[START]

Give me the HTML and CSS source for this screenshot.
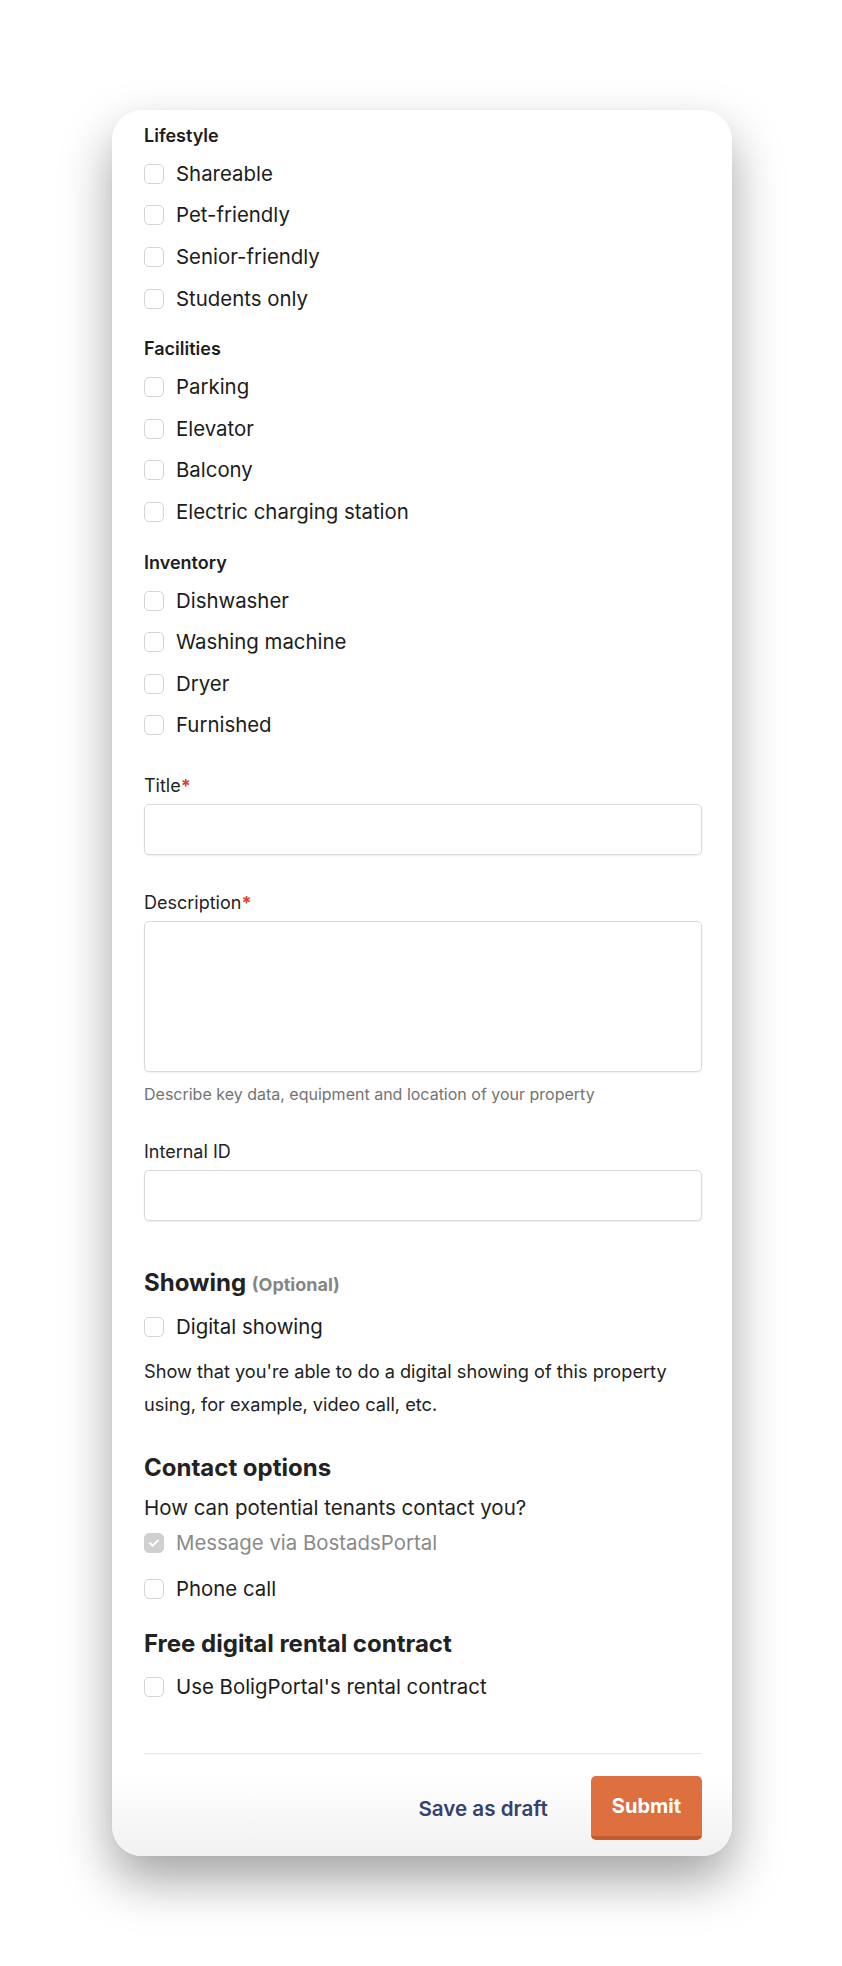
FILE: index.html
```html
<!DOCTYPE html>
<html lang="en">
<head>
<meta charset="utf-8">
<title>Listing form</title>
<link rel="stylesheet" href="styles.css">
</head>
<body>
<div class="page">
  <form class="card">
    <div class="group">
      <h3 class="group-title">Lifestyle</h3>
      <div class="check"><span class="box"></span><span class="check-text">Shareable</span></div>
      <div class="check"><span class="box"></span><span class="check-text">Pet-friendly</span></div>
      <div class="check"><span class="box"></span><span class="check-text">Senior-friendly</span></div>
      <div class="check"><span class="box"></span><span class="check-text">Students only</span></div>
    </div>
    <div class="group">
      <h3 class="group-title">Facilities</h3>
      <div class="check"><span class="box"></span><span class="check-text">Parking</span></div>
      <div class="check"><span class="box"></span><span class="check-text">Elevator</span></div>
      <div class="check"><span class="box"></span><span class="check-text">Balcony</span></div>
      <div class="check"><span class="box"></span><span class="check-text">Electric charging station</span></div>
    </div>
    <div class="group">
      <h3 class="group-title">Inventory</h3>
      <div class="check"><span class="box"></span><span class="check-text">Dishwasher</span></div>
      <div class="check"><span class="box"></span><span class="check-text">Washing machine</span></div>
      <div class="check"><span class="box"></span><span class="check-text">Dryer</span></div>
      <div class="check"><span class="box"></span><span class="check-text">Furnished</span></div>
    </div>

    <div class="field field-first">
      <div class="field-label">Title<span class="req">*</span></div>
      <div class="input"></div>
    </div>
    <div class="field field-desc">
      <div class="field-label">Description<span class="req">*</span></div>
      <div class="input textarea"></div>
      <div class="helper">Describe key data, equipment and location of your property</div>
    </div>
    <div class="field field-id">
      <div class="field-label">Internal ID</div>
      <div class="input"></div>
    </div>

    <section class="section section-showing">
      <h2 class="section-title">Showing <span class="optional">(Optional)</span></h2>
      <div class="check"><span class="box"></span><span class="check-text">Digital showing</span></div>
      <p class="note">Show that you're able to do a digital showing of this property using, for example, video call, etc.</p>
    </section>

    <section class="section section-contact">
      <h2 class="section-title">Contact options</h2>
      <p class="question">How can potential tenants contact you?</p>
      <div class="check is-disabled"><span class="box box-checked"><svg viewBox="0 0 20 20" width="20" height="20"><path d="M6 10.3l2.6 2.6L14 7.4" fill="none" stroke="#fff" stroke-width="2" stroke-linecap="round" stroke-linejoin="round"/></svg></span><span class="check-text">Message via BostadsPortal</span></div>
      <div class="check check-spaced"><span class="box"></span><span class="check-text">Phone call</span></div>
    </section>

    <section class="section section-contract">
      <h2 class="section-title">Free digital rental contract</h2>
      <div class="check"><span class="box"></span><span class="check-text">Use BoligPortal's rental contract</span></div>
    </section>

    <div class="actions">
      <button type="button" class="btn-link">Save as draft</button>
      <button type="button" class="btn-submit">Submit</button>
    </div>
  </form>
</div>
</body>
</html>
```

FILE: styles.css
```css
* {
  box-sizing: border-box;
}

html, body {
  margin: 0;
  padding: 0;
  background: #ffffff;
}

body {
  font-family: Inter, "Noto Sans", "Liberation Sans", sans-serif;
  color: #1f1f1f;
  min-height: 1966px;
}

.page {
  padding: 110px 0 0 112px;
}

.card {
  width: 620px;
  padding: 14px 30px 16px 32px;
  border-radius: 30px;
  background: linear-gradient(to bottom, #ffffff 0, #ffffff calc(100% - 80px), #f1f1f1 100%);
  box-shadow: 0 24px 50px rgba(0, 0, 0, 0.36), 0 0 1px rgba(0, 0, 0, 0.08);
}

/* checkbox groups */
.group + .group {
  margin-top: 18px;
}

.group-title {
  margin: 0 0 5px;
  font-size: 18px;
  line-height: 24px;
  font-weight: 600;
  color: #1d1d1d;
}

.check {
  display: flex;
  align-items: center;
  gap: 12px;
  height: 41.6px;
}

.box {
  flex: none;
  width: 20px;
  height: 20px;
  border: 1.5px solid #d4d4d4;
  border-radius: 5px;
  background: #fff;
  display: flex;
  align-items: center;
  justify-content: center;
}

.box-checked {
  background: #d0d0d0;
  border-color: #d0d0d0;
}

.box-checked svg {
  display: block;
  flex: none;
}

.check-text {
  font-size: 20.4px;
  line-height: 28px;
  color: #1c1c1c;
}

.is-disabled .check-text {
  color: #8a8a8a;
}

.check-spaced {
  margin-top: 5.4px;
}

/* text fields */
.field-first {
  margin-top: 28px;
}

.field-desc {
  margin-top: 36px;
}

.field-id {
  margin-top: 34.5px;
}

.field-label {
  font-size: 18px;
  line-height: 24px;
  color: #232323;
  margin-bottom: 6px;
}

.req {
  color: #d8432a;
  font-weight: 700;
}

.input {
  height: 51px;
  border: 1px solid #dadada;
  border-radius: 5px;
  background: #fff;
  box-shadow: 0 1px 2px rgba(0, 0, 0, 0.07);
}

.textarea {
  height: 151px;
}

.helper {
  margin-top: 11px;
  font-size: 16px;
  line-height: 22px;
  color: #737373;
}

/* sections */
.section-title {
  margin: 0 0 7px;
  font-size: 24px;
  line-height: 30px;
  font-weight: 700;
  color: #222;
}

.optional {
  font-size: 18px;
  font-weight: 700;
  color: #858585;
}

.section-showing {
  margin-top: 47px;
}

.note {
  margin: 7px 0 0;
  font-size: 18.2px;
  line-height: 32.3px;
  color: #222;
}

.section-contact {
  margin-top: 33.5px;
}

.section-contact .section-title {
  margin-bottom: 10.4px;
}

.question {
  margin: 0;
  font-size: 20.5px;
  line-height: 28px;
  color: #1f1f1f;
}

.section-contract {
  margin-top: 18.5px;
}

/* footer actions */
.actions {
  margin-top: 45.7px;
  padding-top: 22px;
  border-top: 1px solid #e6e6e6;
  display: flex;
  justify-content: flex-end;
  align-items: center;
  gap: 43px;
}

.btn-link {
  border: 0;
  background: none;
  padding: 0;
  font-family: inherit;
  font-size: 20.6px;
  font-weight: 600;
  color: #34426d;
  cursor: pointer;
}

.btn-submit {
  height: 64px;
  padding: 0 21px;
  border: 0;
  border-bottom: 4px solid #c55b2d;
  border-radius: 5px;
  background: #de6f3e;
  color: #fff;
  font-family: inherit;
  font-size: 20px;
  font-weight: 700;
  cursor: pointer;
}
```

[END]

- **PROBLEM**
Leave out the pictures and output the rest of the material exactly as written.

- **COMPLETE ANSWER**
Give me the HTML and CSS source for this screenshot.
FILE: index.html
```html
<!DOCTYPE html>
<html lang="en">
<head>
<meta charset="utf-8">
<title>Listing form</title>
<link rel="stylesheet" href="styles.css">
</head>
<body>
<div class="page">
  <form class="card">
    <div class="group">
      <h3 class="group-title">Lifestyle</h3>
      <div class="check"><span class="box"></span><span class="check-text">Shareable</span></div>
      <div class="check"><span class="box"></span><span class="check-text">Pet-friendly</span></div>
      <div class="check"><span class="box"></span><span class="check-text">Senior-friendly</span></div>
      <div class="check"><span class="box"></span><span class="check-text">Students only</span></div>
    </div>
    <div class="group">
      <h3 class="group-title">Facilities</h3>
      <div class="check"><span class="box"></span><span class="check-text">Parking</span></div>
      <div class="check"><span class="box"></span><span class="check-text">Elevator</span></div>
      <div class="check"><span class="box"></span><span class="check-text">Balcony</span></div>
      <div class="check"><span class="box"></span><span class="check-text">Electric charging station</span></div>
    </div>
    <div class="group">
      <h3 class="group-title">Inventory</h3>
      <div class="check"><span class="box"></span><span class="check-text">Dishwasher</span></div>
      <div class="check"><span class="box"></span><span class="check-text">Washing machine</span></div>
      <div class="check"><span class="box"></span><span class="check-text">Dryer</span></div>
      <div class="check"><span class="box"></span><span class="check-text">Furnished</span></div>
    </div>

    <div class="field field-first">
      <div class="field-label">Title<span class="req">*</span></div>
      <div class="input"></div>
    </div>
    <div class="field field-desc">
      <div class="field-label">Description<span class="req">*</span></div>
      <div class="input textarea"></div>
      <div class="helper">Describe key data, equipment and location of your property</div>
    </div>
    <div class="field field-id">
      <div class="field-label">Internal ID</div>
      <div class="input"></div>
    </div>

    <section class="section section-showing">
      <h2 class="section-title">Showing <span class="optional">(Optional)</span></h2>
      <div class="check"><span class="box"></span><span class="check-text">Digital showing</span></div>
      <p class="note">Show that you're able to do a digital showing of this property using, for example, video call, etc.</p>
    </section>

    <section class="section section-contact">
      <h2 class="section-title">Contact options</h2>
      <p class="question">How can potential tenants contact you?</p>
      <div class="check is-disabled"><span class="box box-checked"><svg viewBox="0 0 20 20" width="20" height="20"><path d="M6 10.3l2.6 2.6L14 7.4" fill="none" stroke="#fff" stroke-width="2" stroke-linecap="round" stroke-linejoin="round"/></svg></span><span class="check-text">Message via BostadsPortal</span></div>
      <div class="check check-spaced"><span class="box"></span><span class="check-text">Phone call</span></div>
    </section>

    <section class="section section-contract">
      <h2 class="section-title">Free digital rental contract</h2>
      <div class="check"><span class="box"></span><span class="check-text">Use BoligPortal's rental contract</span></div>
    </section>

    <div class="actions">
      <button type="button" class="btn-link">Save as draft</button>
      <button type="button" class="btn-submit">Submit</button>
    </div>
  </form>
</div>
</body>
</html>
```

FILE: styles.css
```css
* {
  box-sizing: border-box;
}

html, body {
  margin: 0;
  padding: 0;
  background: #ffffff;
}

body {
  font-family: Inter, "Noto Sans", "Liberation Sans", sans-serif;
  color: #1f1f1f;
  min-height: 1966px;
}

.page {
  padding: 110px 0 0 112px;
}

.card {
  width: 620px;
  padding: 14px 30px 16px 32px;
  border-radius: 30px;
  background: linear-gradient(to bottom, #ffffff 0, #ffffff calc(100% - 80px), #f1f1f1 100%);
  box-shadow: 0 24px 50px rgba(0, 0, 0, 0.36), 0 0 1px rgba(0, 0, 0, 0.08);
}

/* checkbox groups */
.group + .group {
  margin-top: 18px;
}

.group-title {
  margin: 0 0 5px;
  font-size: 18px;
  line-height: 24px;
  font-weight: 600;
  color: #1d1d1d;
}

.check {
  display: flex;
  align-items: center;
  gap: 12px;
  height: 41.6px;
}

.box {
  flex: none;
  width: 20px;
  height: 20px;
  border: 1.5px solid #d4d4d4;
  border-radius: 5px;
  background: #fff;
  display: flex;
  align-items: center;
  justify-content: center;
}

.box-checked {
  background: #d0d0d0;
  border-color: #d0d0d0;
}

.box-checked svg {
  display: block;
  flex: none;
}

.check-text {
  font-size: 20.4px;
  line-height: 28px;
  color: #1c1c1c;
}

.is-disabled .check-text {
  color: #8a8a8a;
}

.check-spaced {
  margin-top: 5.4px;
}

/* text fields */
.field-first {
  margin-top: 28px;
}

.field-desc {
  margin-top: 36px;
}

.field-id {
  margin-top: 34.5px;
}

.field-label {
  font-size: 18px;
  line-height: 24px;
  color: #232323;
  margin-bottom: 6px;
}

.req {
  color: #d8432a;
  font-weight: 700;
}

.input {
  height: 51px;
  border: 1px solid #dadada;
  border-radius: 5px;
  background: #fff;
  box-shadow: 0 1px 2px rgba(0, 0, 0, 0.07);
}

.textarea {
  height: 151px;
}

.helper {
  margin-top: 11px;
  font-size: 16px;
  line-height: 22px;
  color: #737373;
}

/* sections */
.section-title {
  margin: 0 0 7px;
  font-size: 24px;
  line-height: 30px;
  font-weight: 700;
  color: #222;
}

.optional {
  font-size: 18px;
  font-weight: 700;
  color: #858585;
}

.section-showing {
  margin-top: 47px;
}

.note {
  margin: 7px 0 0;
  font-size: 18.2px;
  line-height: 32.3px;
  color: #222;
}

.section-contact {
  margin-top: 33.5px;
}

.section-contact .section-title {
  margin-bottom: 10.4px;
}

.question {
  margin: 0;
  font-size: 20.5px;
  line-height: 28px;
  color: #1f1f1f;
}

.section-contract {
  margin-top: 18.5px;
}

/* footer actions */
.actions {
  margin-top: 45.7px;
  padding-top: 22px;
  border-top: 1px solid #e6e6e6;
  display: flex;
  justify-content: flex-end;
  align-items: center;
  gap: 43px;
}

.btn-link {
  border: 0;
  background: none;
  padding: 0;
  font-family: inherit;
  font-size: 20.6px;
  font-weight: 600;
  color: #34426d;
  cursor: pointer;
}

.btn-submit {
  height: 64px;
  padding: 0 21px;
  border: 0;
  border-bottom: 4px solid #c55b2d;
  border-radius: 5px;
  background: #de6f3e;
  color: #fff;
  font-family: inherit;
  font-size: 20px;
  font-weight: 700;
  cursor: pointer;
}
```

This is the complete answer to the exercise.